Our favorite Thanksgiving family tradition is the time spent together after dinner playing games. The day after we have "after day", do crafts all day and eat leftovers. Watch Christmas movies like "White Christmas", "It's a Wonderful Life", "Miracle on 34th Street", "Scrooge", etc.
– Toni S.
After we were married and having kids of our own, it seemed that both our families were either growing so much or moving so far away it was becoming impossible to get together. We all then decided to just get together with the families once a year during the Christmas holidays. Then our parents would take turns coming to each of their children's homes on Thanksgiving, taking turns with each child's family for a particular year. Then we realized that we wanted to continue to share our Thanksgiving seasons with someone (or several someones as it has turned out), on the years that our parents weren't with us. Then, both my parents and my husband's father, after much illness went to be with the Lord, and my husband's mom prefers to go to his sister's each year since she lives so far away and can't see her but that one time during the year. Then, my best friend's parents also passed and she being single with no family within the state we started inviting anyone that seems to just need to be with someone. It has become a regular thing for my best friend to be here each year. but we have invited neighbors who were by themselves and no family around, our kids' friends and families, and invited those who may not want to come for the big meal but come for the fun afterwards.

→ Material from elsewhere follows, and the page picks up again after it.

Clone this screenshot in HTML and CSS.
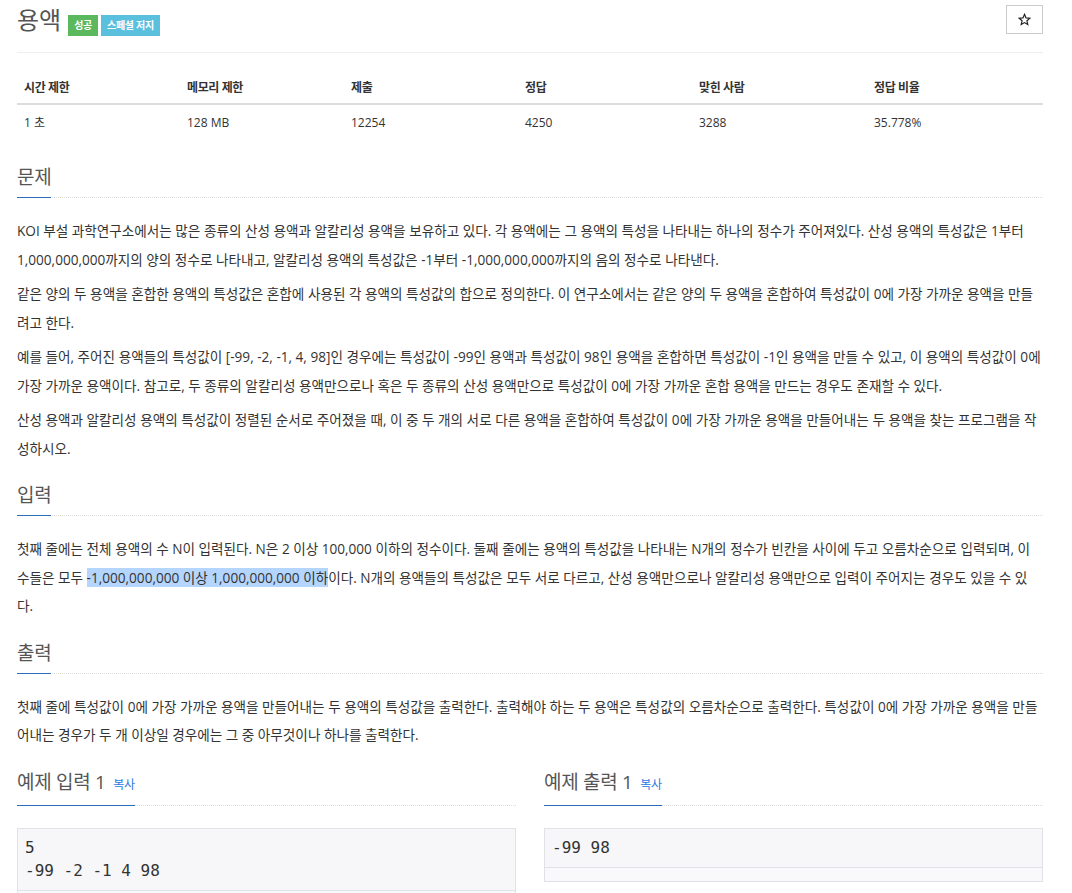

Our family is not into all the football games on TV, and we let those we invite know this but we have had impromptu basketball games and touch football games of our own. We have had long walks through the neighborhood after the big meal to guitar jam sessions with 2 to 6 guitarists playing electric and acoustic both with beginning to experienced musicians. We have played all kinds of board games, and card games. We have rented special movies such as Jimmy Stewart's "It's a Wonderful Life" to help us all to be thankful and get us into the holiday spirit. But the most important thing is sharing what we are thankful for around the table with all of our friends and what families we can each year. This year we should have a lot to be thankful for; we will have 15 to 20 here sitting around 3 tables and an expected 7 to 13 extra for the activities afterwards -- the most we have ever had. The Lord has blessed us in many ways, but we always feel very humbled and blessed having our Thanksgivings celebrated in this way with those we love and cherish.
– Peggie W.
A family tradition is to spend the day with younger family members crumbling cornbread for the dressing, knowing just how much love is put into crumbling and that we are all part of what makes Thanksgiving, Thanksgiving.
– Connie C.
Making a craft for the holiday. Once I made a Pilgrim Hat Flower Pot Centerpiece with a terra cotta pot painted black, the gold buckle, a hat brim, put fake flowers in it. It was beautiful.

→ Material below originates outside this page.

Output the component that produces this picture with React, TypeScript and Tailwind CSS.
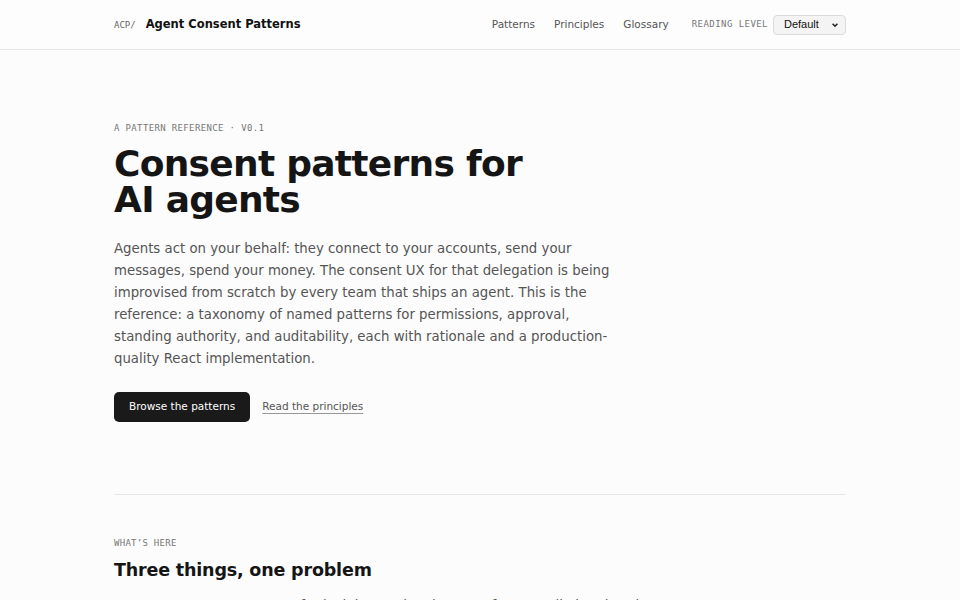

My favorite Thanksgiving tradition is just getting everyone together. The larger our family becomes the more spread out (over the country) we get. It is so good just to get together! Of course the food isn't bad either!
– Elaine Y.
Our biggest tradition for Thanksgiving (which I'm sure is very, very common among folks, but is very special and meaningful to my entire extended family) is to go around the table before we eat our delicious feast, and each member has the opportunity to reflect over the past year, and share one thing they're most thankful for. The biggest problem we run in to is keeping it to one item. We have so many things to be thankful for, that we want to share them all!
– Kim G.
We make a thankful tree. I use brown craft paper cut to cover the front of my refrigerator. I draw a tree trunk on it and each day we add leaves to the tree or "ground". On the leaf we have written something we are thankful for. You can cut leaves out of construction paper or old wallpaper books. One year I found tissue paper leaves, and we used those. This year we are using foam leaf stickers. If the child is old enough, he can write on his own leaf or mom and dad can help. We start on Nov. 1 and continue until Thanksgiving Day. Then we review our tree together.
– Teresa B.
We began our tradition about eight years ago when our remnant of a family needed something to take the blues away! My husband and I and the last two of our six children moved to Northern California nine years ago, leaving two of our married children behind in Southern California, while the other two were now living in remote parts of our huge country! Our first Thanksgiving at our new home was rather blue as our other children could not make it home for the holiday with their young families.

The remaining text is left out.